Death in Nogales
November 20, 2024 at 06:30PMOn January 30, 2023, a forty-eight-year-old Mexican man named Gabriel Cuen Buitimea was shot dead in southern Arizona. The man who shot him was almost certainly George Allan Kelly, a retiree living on 170 acres of ranch land, which Cuen Buitimea was walking across in an effort to make his way into America. But the question at the heart of this story isn’t whether Kelly is guilty—though that is, of course, addressed. It’s why so many people, both living close to the border and not, support vigilante violence:
Many Americans continue to be astonished and offended that they might be punished for killing a migrant on the border. In the months after Kelly’s arrest, 12,000 people signed a petition asking for his release. Online fundraisers collected almost half a million dollars, which he used to pay bail. Early fans left comments making clear that they supported Kelly not because they thought he was innocent—framed for the killing—but because, as in any perceived wartime, killing had become the patriotic thing to do.

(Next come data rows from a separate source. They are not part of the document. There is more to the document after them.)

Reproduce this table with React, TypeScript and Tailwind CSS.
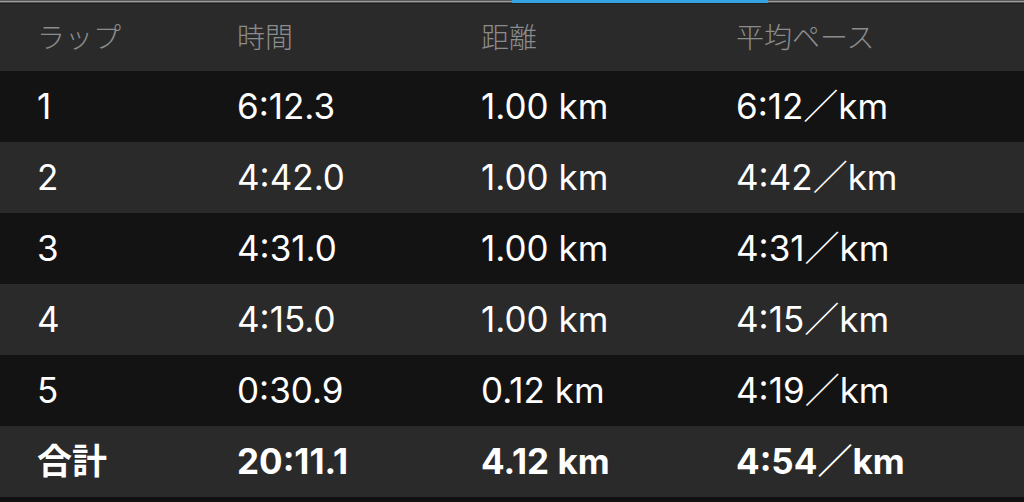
import React from "react";

const rows = [
  ["1", "6:12.3", "1.00 km", "6:12／km"],
  ["2", "4:42.0", "1.00 km", "4:42／km"],
  ["3", "4:31.0", "1.00 km", "4:31／km"],
  ["4", "4:15.0", "1.00 km", "4:15／km"],
  ["5", "0:30.9", "0.12 km", "4:19／km"],
];

const font = { fontFamily: 'Inter, "Noto Sans CJK JP", sans-serif' };

function Lines() {
  return (
    <div className="flex flex-col">
      <div className="h-[1px] bg-[#5a5a5a]" />
      <div className="h-[1px] bg-[#9a9a9a]" />
      <div className="h-[1px] bg-[#555555]" />
      <div className="h-[1px] bg-[#1e1e1e]" />
    </div>
  );
}

export default function App() {
  return (
    <div className="w-[1024px] h-[502px] bg-[#111111] overflow-hidden" style={font}>
      <div className="h-[4px] grid grid-cols-[512px_256px_1fr]">
        <Lines />
        <div className="flex flex-col">
          <div className="h-[3px] bg-[#35a3e3]" />
          <div className="h-[1px] bg-[#1e1e1e]" />
        </div>
        <Lines />
      </div>
      <div className="h-[67px] bg-[#2a2a2a] grid grid-cols-[200px_244px_255px_1fr] items-center pl-[37px] text-[28px] text-[#8c8c8c] font-light">
        <div>ラップ</div>
        <div>時間</div>
        <div>距離</div>
        <div>平均ペース</div>
      </div>
      {rows.map((r, i) => (
        <div
          key={i}
          className={`h-[71px] grid grid-cols-[200px_244px_255px_1fr] items-center pl-[37px] text-[35px] text-white ${
            i % 2 === 0 ? "bg-[#131313]" : "bg-[#2a2a2a]"
          }`}
        >
          {r.map((c, j) => (
            <div key={j}>{c}</div>
          ))}
        </div>
      ))}
      <div className="h-[71px] bg-[#2a2a2a] grid grid-cols-[200px_244px_255px_1fr] items-center pl-[37px] text-[35px] text-white font-bold">
        <div>合計</div>
        <div>20:11.1</div>
        <div>4.12 km</div>
        <div>4:54／km</div>
      </div>
    </div>
  );
}
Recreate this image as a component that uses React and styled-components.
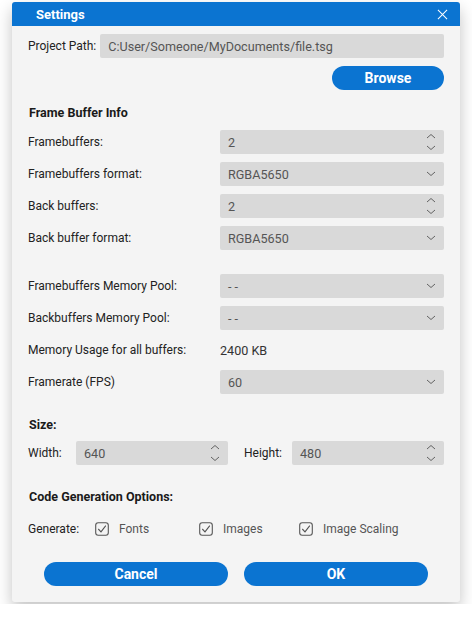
import React from "react";
import styled, { createGlobalStyle } from "styled-components";

const Global = createGlobalStyle`
  body {
    margin: 0;
    background: #ffffff;
    font-family: Roboto, "Liberation Sans", sans-serif;
    color: #222;
  }
`;

const Dialog = styled.div`
  width: 448px;
  margin: 2px 12px;
  background: #f4f4f4;
  border-radius: 3px;
  overflow: hidden;
  box-shadow: 0 7px 16px rgba(0, 0, 0, 0.24);
`;

const TitleBar = styled.div`
  height: 24px;
  background: #0b74d1;
  color: #fff;
  display: flex;
  align-items: center;
  justify-content: space-between;
  padding: 0 12px 0 24px;
  font-size: 13px;
  font-weight: 700;
`;

const CloseBtn = styled.svg`
  width: 11px;
  height: 11px;
`;

const Body = styled.div`
  padding: 8px 16px 16px 16px;
`;

const PathRow = styled.div`
  display: flex;
  align-items: center;
  gap: 4px;
  font-size: 12px;
`;

const Field = styled.div`
  position: relative;
  height: 24px;
  background: #d9d9d9;
  border-radius: 2px;
  display: flex;
  align-items: center;
  padding-left: 8px;
  font-size: 12.6px;
  color: #555;
  flex: ${(p) => (p.$w ? `0 0 ${p.$w}px` : "1")};
  box-sizing: border-box;
`;

const Right = styled.div`
  display: flex;
  justify-content: flex-end;
  margin-top: 8px;
`;

const Pill = styled.button`
  width: ${(p) => p.$w}px;
  height: 24px;
  border: none;
  border-radius: 12px;
  background: #0b74d1;
  color: #fff;
  font-family: inherit;
  font-size: 14px;
  font-weight: 700;
  padding: 0;
`;

const Heading = styled.div`
  font-size: 12.5px;
  font-weight: 700;
  color: #1a1a1a;
  height: 18px;
  line-height: 18px;
  margin: ${(p) => p.$m};
  padding-left: 1px;
`;

const Rows = styled.div`
  display: flex;
  flex-direction: column;
  gap: 8px;
  margin-top: ${(p) => p.$top || 0}px;
`;

const Row = styled.div`
  display: grid;
  grid-template-columns: 192px 224px;
  align-items: center;
  height: 24px;
  font-size: 12px;
`;

const Plain = styled.span`
  font-size: 12.6px;
  color: #333;
`;

const IconWrap = styled.svg`
  position: absolute;
  right: 8px;
  top: 50%;
  transform: translateY(-50%);
  width: 10px;
  height: ${(p) => p.$h}px;
`;

const SizeRow = styled.div`
  display: flex;
  align-items: center;
  height: 24px;
  font-size: 12px;
  margin-top: 7px;
`;

const SizeLabel = styled.span`
  width: ${(p) => p.$w}px;
  flex: 0 0 auto;
  margin-left: ${(p) => p.$ml || 0}px;
`;

const GenRow = styled.div`
  display: flex;
  align-items: center;
  font-size: 12px;
  height: 20px;
  margin-top: 13px;
`;

const GenLabel = styled.span`
  width: 67px;
`;

const Check = styled.label`
  display: flex;
  align-items: center;
  gap: 10px;
  width: ${(p) => p.$w}px;
  color: #555;
`;

const Box = styled.svg`
  width: 14px;
  height: 14px;
  flex: 0 0 auto;
`;

const Buttons = styled.div`
  display: flex;
  gap: 16px;
  padding: 0 16px;
  margin-top: 23px;
`;

const Spin = () => (
  <IconWrap $h={18} viewBox="0 0 10 18" fill="none" stroke="#555" strokeWidth="0.9">
    <path d="M1 5 L5 1.5 L9 5" />
    <path d="M1 13 L5 16.5 L9 13" />
  </IconWrap>
);

const Drop = () => (
  <IconWrap $h={6} viewBox="0 0 10 6" fill="none" stroke="#555" strokeWidth="0.9">
    <path d="M1 1 L5 4.5 L9 1" />
  </IconWrap>
);

const Spinner = ({ value, w }) => (
  <Field $w={w}>
    {value}
    <Spin />
  </Field>
);

const Select = ({ value }) => (
  <Field>
    {value}
    <Drop />
  </Field>
);

const CheckItem = ({ label, w }) => (
  <Check $w={w}>
    <Box viewBox="0 0 14 14" fill="none" stroke="#555" strokeWidth="1.1">
      <rect x="0.7" y="0.7" width="12.6" height="12.6" rx="2.5" />
      <path d="M3.3 7 L6 9.8 L10.8 3.6" />
    </Box>
    {label}
  </Check>
);

export default function App() {
  return (
    <>
      <Global />
      <Dialog>
        <TitleBar>
          <span>Settings</span>
          <CloseBtn viewBox="0 0 12 12" stroke="#fff" strokeWidth="1.1">
            <path d="M1 1 L11 11 M11 1 L1 11" />
          </CloseBtn>
        </TitleBar>
        <Body>
          <PathRow>
            <span>Project Path:</span>
            <Field>C:User/Someone/MyDocuments/file.tsg</Field>
          </PathRow>
          <Right>
            <Pill $w={112}>Browse</Pill>
          </Right>

          <Heading $m="14px 0 0 0">Frame Buffer Info</Heading>
          <Rows $top={8}>
            <Row>
              <span>Framebuffers:</span>
              <Spinner value="2" />
            </Row>
            <Row>
              <span>Framebuffers format:</span>
              <Select value="RGBA5650" />
            </Row>
            <Row>
              <span>Back buffers:</span>
              <Spinner value="2" />
            </Row>
            <Row>
              <span>Back buffer format:</span>
              <Select value="RGBA5650" />
            </Row>
          </Rows>

          <Rows $top={24}>
            <Row>
              <span>Framebuffers Memory Pool:</span>
              <Select value="- -" />
            </Row>
            <Row>
              <span>Backbuffers Memory Pool:</span>
              <Select value="- -" />
            </Row>
            <Row>
              <span>Memory Usage for all buffers:</span>
              <Plain>2400 KB</Plain>
            </Row>
            <Row>
              <span>Framerate (FPS)</span>
              <Select value="60" />
            </Row>
          </Rows>

          <Heading $m="22px 0 0 0">Size:</Heading>
          <SizeRow>
            <SizeLabel $w={48}>Width:</SizeLabel>
            <Spinner value="640" w={152} />
            <SizeLabel $w={48} $ml={16}>
              Height:
            </SizeLabel>
            <Spinner value="480" w={152} />
          </SizeRow>

          <Heading $m="23px 0 0 0">Code Generation Options:</Heading>
          <GenRow>
            <GenLabel>Generate:</GenLabel>
            <CheckItem label="Fonts" w={104} />
            <CheckItem label="Images" w={100} />
            <CheckItem label="Image Scaling" w={120} />
          </GenRow>

          <Buttons>
            <Pill $w={184}>Cancel</Pill>
            <Pill $w={184}>OK</Pill>
          </Buttons>
        </Body>
      </Dialog>
    </>
  );
}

One YouTube comment on a video of the preliminary hearing reads, “Only stopping these invaders in this way—no matter sex or age—will send the signal to stop this invasion.”
If, as these fans believed, Kelly was in the right and the law was in the wrong, the only thing to do was to change the law. Arizona already had a stand-your-ground law, known as a castle doctrine, which allows people to use deadly force against trespassers to protect their home. But the law didn’t seem to apply here: nobody had tried to enter or harm the Kelly house. In February 2024, about a month before Kelly’s trial, Arizona Republicans conveniently attempted to close this “loophole.” Citing “increasingly larger numbers of migrants or human traffickers moving across farm and ranch land,” a state representative proposed an amendment expanding the castle doctrine to apply to any part of one’s property. The bill passed the Arizona house and senate along party lines. During the third week of the trial, Democratic governor Katie Hobbs vetoed it. The legislation, she wrote, “would further embolden a culture of armed vigilantism.”
Such a culture was present at the trial, which began on March 21. During jury selection, a priest who said that “life is more important than property” was excused because of his work commitments; a landscaper who doubted whether people in the country illegally should enjoy “the protection of the law” was seated.